── SOURCE DATA ──

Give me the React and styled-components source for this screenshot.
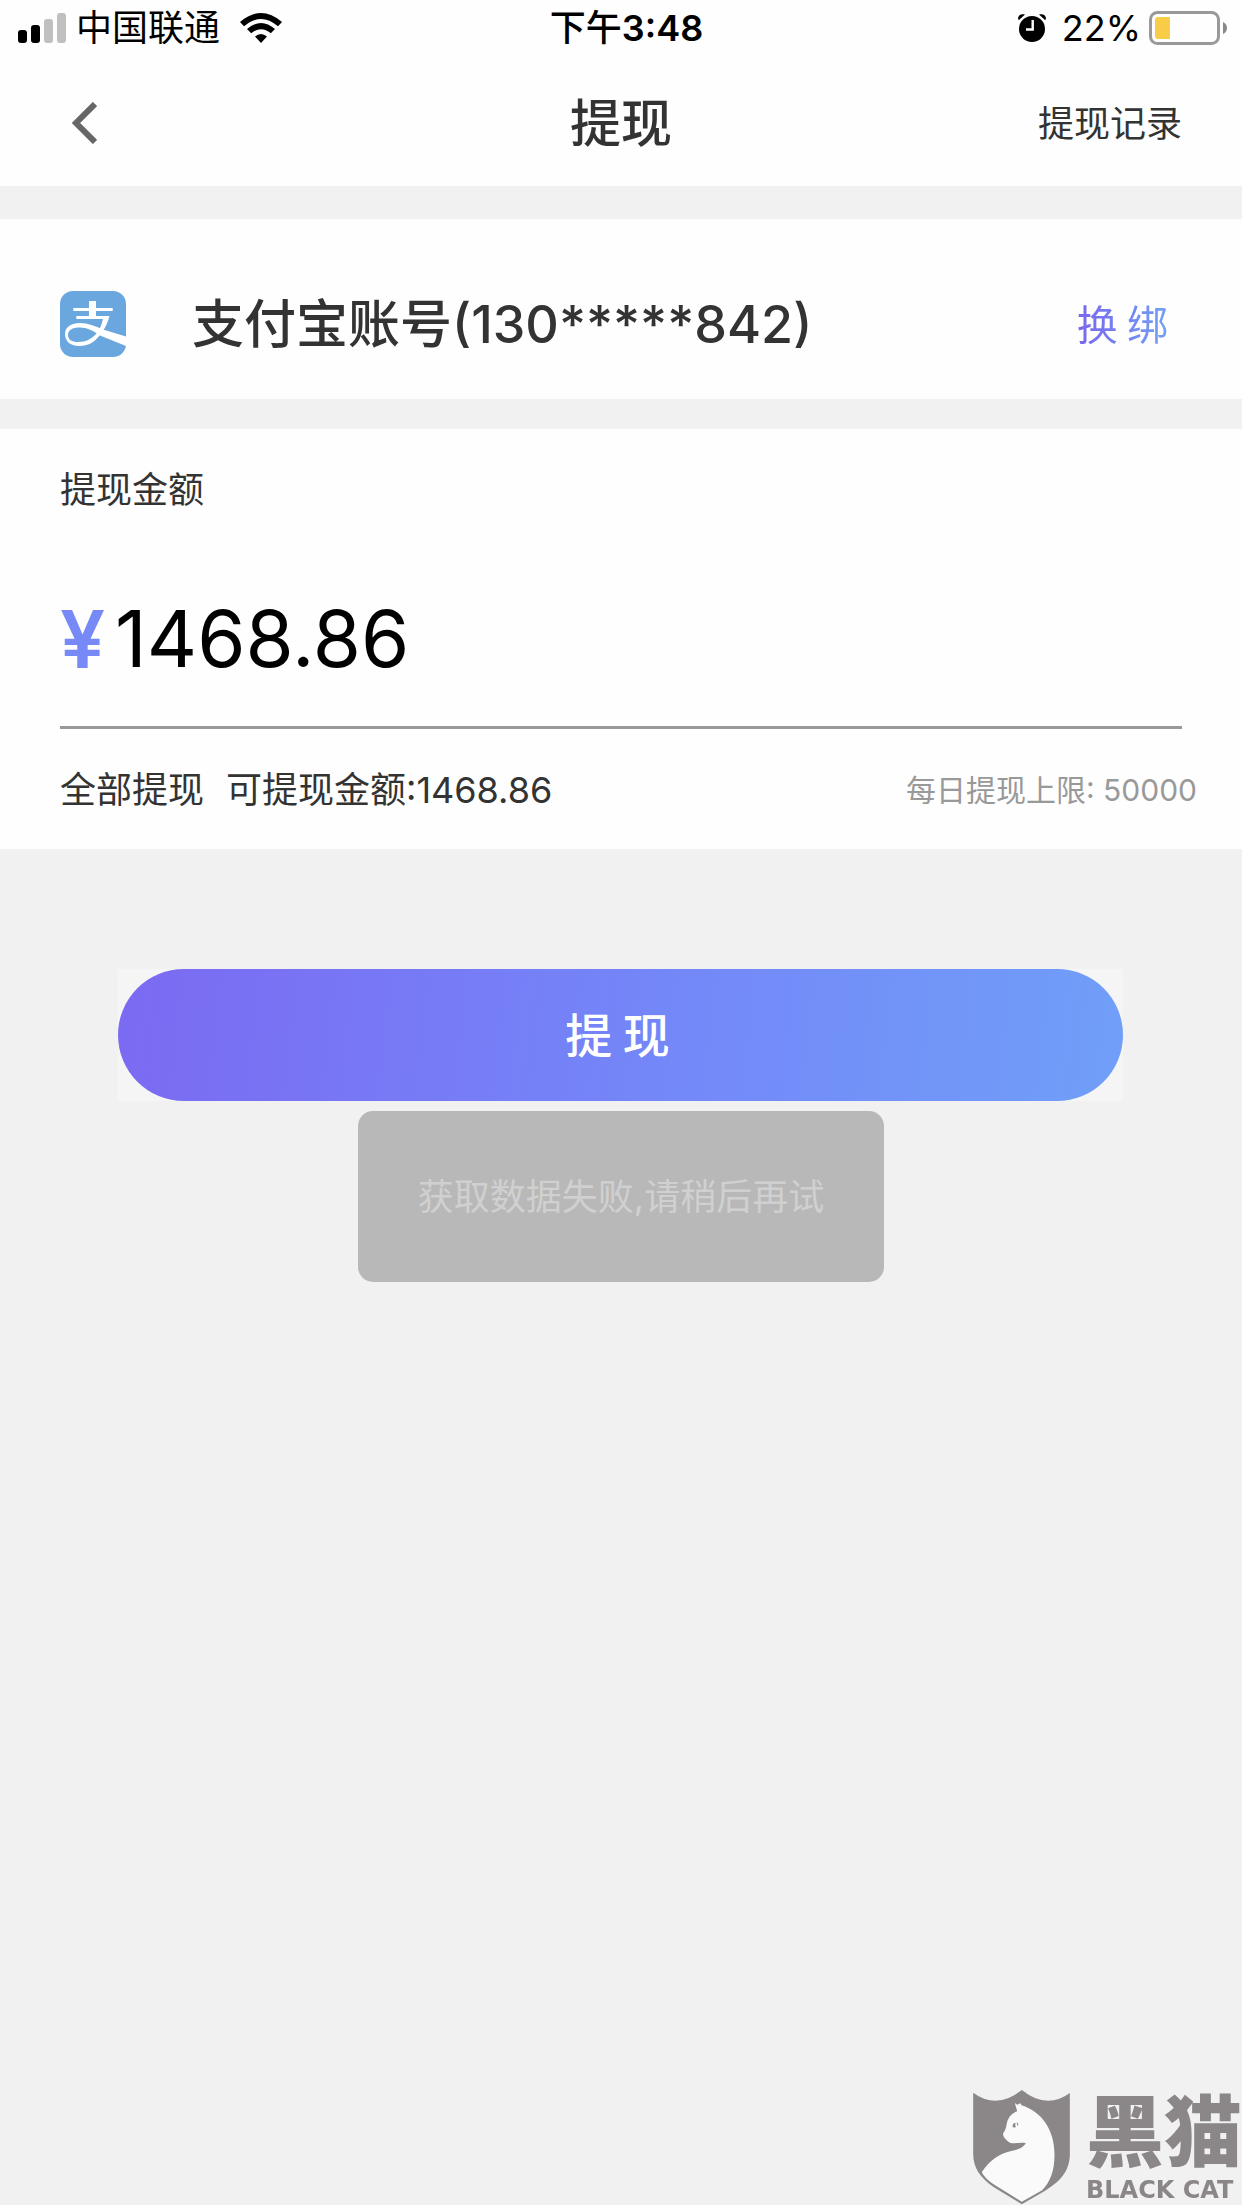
import React from "react"
import styled, { createGlobalStyle, ThemeProvider } from "styled-components"

const theme = {
  page: "#f1f1f1",
  surface: "#fefefe",
  text: "#333333",
  muted: "#999999",
  accent: "#7788f7",
  watermark: "#8b8788",
  gradient: "linear-gradient(97deg, #7b6af2 0%, #7486f8 52%, #709ff8 100%)",
}

const GlobalStyle = createGlobalStyle`
  *,
  *::before,
  *::after {
    box-sizing: border-box;
  }

  body {
    margin: 0;
    background-color: #f1f1f1;
    font-family: Inter, "Noto Sans CJK SC", sans-serif;
  }

  button,
  input {
    border: 0;
    border-radius: 0;
    font-family: inherit;
    margin: 0;
    padding: 0;
  }
`

const Page = styled.div`
  background-color: ${props => props.theme.page};
  color: ${props => props.theme.text};
  font-size: 36px;
  line-height: 52px;
  min-height: 100vh;
`

const Header = styled.header`
  background-color: ${props => props.theme.surface};
`

const StatusBar = styled.div`
  align-items: center;
  color: #000;
  display: grid;
  grid-template-columns: 1fr auto 1fr;
  height: 56px;
  padding: 0 15px 0 18px;
`

const StatusGroup = styled.div`
  align-items: center;
  display: flex;
  justify-content: ${props => (props.$end ? "flex-end" : "flex-start")};
`

const Carrier = styled.span`
  margin: 0 20px 0 10px;
`

const Time = styled.span`
  font-weight: 600;
  padding-left: 8px;

  span {
    font-weight: 500;
  }
`

const Percent = styled.span`
  margin: 0 8px 0 16px;
`

const NavBar = styled.nav`
  align-items: center;
  display: grid;
  grid-template-columns: 1fr auto 1fr;
  height: 130px;
  padding: 4px 60px 0;
`

const BackButton = styled.button`
  align-items: center;
  background: none;
  display: flex;
  height: 60px;
  justify-self: start;
  padding: 0 12px;
`

const Title = styled.h1`
  font-size: 51px;
  font-weight: 500;
  line-height: 60px;
  margin: 0;
  padding-top: 2px;
`

const RecordLink = styled.a`
  color: inherit;
  justify-self: end;
  padding-top: 2px;
  text-decoration: none;
`

const Card = styled.section`
  background-color: ${props => props.theme.surface};
  padding: 0 60px;
`

const AccountCard = styled(Card)`
  align-items: center;
  display: flex;
  margin-top: 33px;
  padding-right: 74px;
  padding-top: 30px;
  height: 180px;
`

const AccountName = styled.span`
  flex: 1;
  font-size: 52px;
  font-weight: 500;
  line-height: 60px;
  margin-left: 66px;
  padding-top: 2px;
`

const RebindButton = styled.button`
  background: linear-gradient(90deg, #7867ee, #729ff5);
  background-clip: text;
  color: transparent;
  font-family: "Noto Sans CJK SC", sans-serif;
  font-size: 41px;
  line-height: 52px;
  padding-bottom: 4px;
`

const AmountCard = styled(Card)`
  margin-top: 30px;
  padding-bottom: 33px;
  padding-top: 35px;
`

const AmountLabel = styled.label`
  display: block;
`

const AmountRow = styled.div`
  align-items: center;
  border-bottom: 3px solid ${props => props.theme.muted};
  display: flex;
  height: 178px;
  margin-top: 35px;
  margin-bottom: 35px;
`

const Currency = styled.span`
  color: ${props => props.theme.accent};
  font-size: 80px;
  font-weight: 600;
  line-height: 96px;
`

const AmountInput = styled.input`
  background: none;
  color: #000;
  flex: 1;
  font-size: 78px;
  height: 96px;
  margin-left: 10px;
  min-width: 0;
  outline: none;
`

const AmountFooter = styled.div`
  align-items: center;
  display: flex;
  margin-right: -15px;
`

const AllButton = styled.button`
  background: none;
  color: inherit;
  font-size: 36px;
  line-height: 52px;
  margin-right: 22px;
`

const Limit = styled.span`
  color: ${props => props.theme.muted};
  font-size: 30px;
  margin-left: auto;
`

const SubmitWrapper = styled.div`
  background-color: #f5f5f5;
  margin: 120px 119px 0 118px;
`

const SubmitButton = styled.button`
  background: ${props => props.theme.gradient};
  border-radius: 66px;
  color: #fff;
  display: block;
  font-family: "Noto Sans CJK SC", sans-serif;
  font-size: 47px;
  font-weight: 500;
  height: 132px;
  padding: 0 6px 6px 0;
  width: 100%;
`

const Toast = styled.div`
  background-color: #b8b8b8;
  border-radius: 15px;
  color: #d0d0d0;
  margin: 10px auto 0;
  padding: 60px 60px 59px;
  width: fit-content;
`

const Watermark = styled.div`
  bottom: 0;
  color: ${props => props.theme.watermark};
  display: flex;
  position: fixed;
  right: 0;
`

const Brand = styled.div`
  display: flex;
  flex-direction: column;
  margin-left: 16px;
`

const BrandName = styled.span`
  font-size: 78px;
  font-weight: 900;
  line-height: 86px;
`

const BrandLatin = styled.span`
  font-family: "DejaVu Sans", sans-serif;
  font-size: 24px;
  font-weight: 700;
  line-height: 29px;
`

const SignalIcon = () => (
  <svg width="48" height="30" viewBox="0 0 48 30" aria-hidden="true">
    <rect x="0" y="17" width="9" height="13" rx="3" />
    <rect x="13" y="12" width="9" height="18" rx="3" />
    <rect x="26" y="6" width="9" height="24" rx="3" fill="#c0c0c0" />
    <rect x="39" y="0" width="9" height="30" rx="3" fill="#c0c0c0" />
  </svg>
)

const WifiIcon = () => (
  <svg width="42" height="30" viewBox="0 0 42 30" aria-hidden="true">
    <path d="M0 9Q21-9 42 9L38 13.3Q21-1.5 4 13.3Z" />
    <path d="M7 16Q21 4 35 16L30.8 20.3Q21 12 11.2 20.3Z" />
    <path d="M15 23.5Q21 18.5 27 23.5L21 30Z" />
  </svg>
)

const AlarmIcon = () => (
  <svg width="28" height="28" viewBox="0 0 28 28" aria-hidden="true">
    <circle cx="14" cy="15" r="13" />
    <path d="M0 5C0 1 3-.5 7 .6L1 6Z" />
    <path d="M28 5C28 1 25-.5 21 .6L27 6Z" />
    <path d="M14.7 6V15.5H8" fill="none" stroke="#fff" strokeWidth="2.4" />
  </svg>
)

const BatteryIcon = () => (
  <svg width="78" height="34" viewBox="0 0 78 34" aria-hidden="true">
    <rect
      x="1.5"
      y="1.5"
      width="68"
      height="31"
      rx="7"
      fill="none"
      stroke="#999"
      strokeWidth="3"
    />
    <path d="M6 9Q6 6 9 6H21V28H9Q6 28 6 25Z" fill="#f8cc46" />
    <path d="M74 11Q78 13 78 17T74 23Z" fill="#888" />
  </svg>
)

const BackIcon = () => (
  <svg width="25" height="42" viewBox="0 0 25 42" aria-hidden="true">
    <path d="M23 2L4 21L23 40" fill="none" stroke="#666" strokeWidth="6" />
  </svg>
)

const AlipayIcon = () => (
  <svg width="66" height="66" viewBox="0 0 66 66" role="img" aria-label="支付宝">
    <rect width="66" height="66" rx="13" fill="#6aa7df" />
    <path
      d="M29 10H36V17H52.7V20H36V25H49.5C48 31 45.5 36 43 40C36 50 30 55 19 55C10 55 5 50 5 43C5 36 11 32 20 32C28 32 35 35 43 38.5L66 45.5V55L40 44.5C33 39.5 27 36.5 20 36.5C12 36.5 8 39 8 44C8 48.5 12 51 18 51C28 51 34 46 38 40.5C40.5 36.5 42 32.5 43 28H16.3V25H29V20H13.3V17H29Z"
      fill="#fff"
    />
  </svg>
)

const CatShield = () => (
  <svg width="97" height="115" viewBox="94 75 290 345" aria-hidden="true">
    <path
      d="M94 83Q165 135 240 75Q315 135 384 84V268C384 320 352 352 310 377L240 418L155 366C115 338 94 310 94 265Z"
      fill="#8b8788"
    />
    <path
      d="M219 114L226 119L236 115L239 121C300 140 338 195 338 268C338 320 325 350 301 376L240 410L160 361C138 346 124 332 120 321C145 285 170 268 205 259C235 253 245 246 252 235C237 231 222 237 206 234C192 227 182 214 184 205C192 195 193 185 195 175C199 157 210 145 226 139Z"
      fill="#fafafa"
    />
    <path d="M212 184Q213 173 221 173Q219 179 222 186Q214 190 212 184Z" fill="#8b8788" />
    <path d="M224 172Q233 176 227 184Q226 177 224 172Z" fill="#8b8788" />
  </svg>
)

function App() {
  const [amount, setAmount] = React.useState("1468.86")

  return (
    <ThemeProvider theme={theme}>
      <GlobalStyle />
      <Page>
        <Header>
          <StatusBar>
            <StatusGroup>
              <SignalIcon />
              <Carrier>中国联通</Carrier>
              <WifiIcon />
            </StatusGroup>
            <Time>
              <span>下午</span>3:48
            </Time>
            <StatusGroup $end>
              <AlarmIcon />
              <Percent>22%</Percent>
              <BatteryIcon />
            </StatusGroup>
          </StatusBar>
          <NavBar>
            <BackButton type="button" aria-label="返回">
              <BackIcon />
            </BackButton>
            <Title>提现</Title>
            <RecordLink href="#records">提现记录</RecordLink>
          </NavBar>
        </Header>
        <main>
          <AccountCard>
            <AlipayIcon />
            <AccountName>支付宝账号(130*****842)</AccountName>
            <RebindButton type="button">换 绑</RebindButton>
          </AccountCard>
          <AmountCard>
            <AmountLabel htmlFor="amount">提现金额</AmountLabel>
            <AmountRow>
              <Currency>¥</Currency>
              <AmountInput
                id="amount"
                inputMode="decimal"
                value={amount}
                onChange={e => setAmount(e.target.value)}
              />
            </AmountRow>
            <AmountFooter>
              <AllButton type="button">全部提现</AllButton>
              <span>可提现金额:1468.86</span>
              <Limit>每日提现上限: 50000</Limit>
            </AmountFooter>
          </AmountCard>
          <SubmitWrapper>
            <SubmitButton type="button">提 现</SubmitButton>
          </SubmitWrapper>
          <Toast role="status">获取数据失败,请稍后再试</Toast>
        </main>
        <Watermark>
          <CatShield />
          <Brand>
            <BrandName>黑猫</BrandName>
            <BrandLatin>BLACK CAT</BrandLatin>
          </Brand>
        </Watermark>
      </Page>
    </ThemeProvider>
  )
}

export default App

───

Where a line above contains the word "components", copy that line.

**WRITTEN REPLY**
Give me the React and styled-components source for this screenshot.
import styled, { createGlobalStyle, ThemeProvider } from "styled-components"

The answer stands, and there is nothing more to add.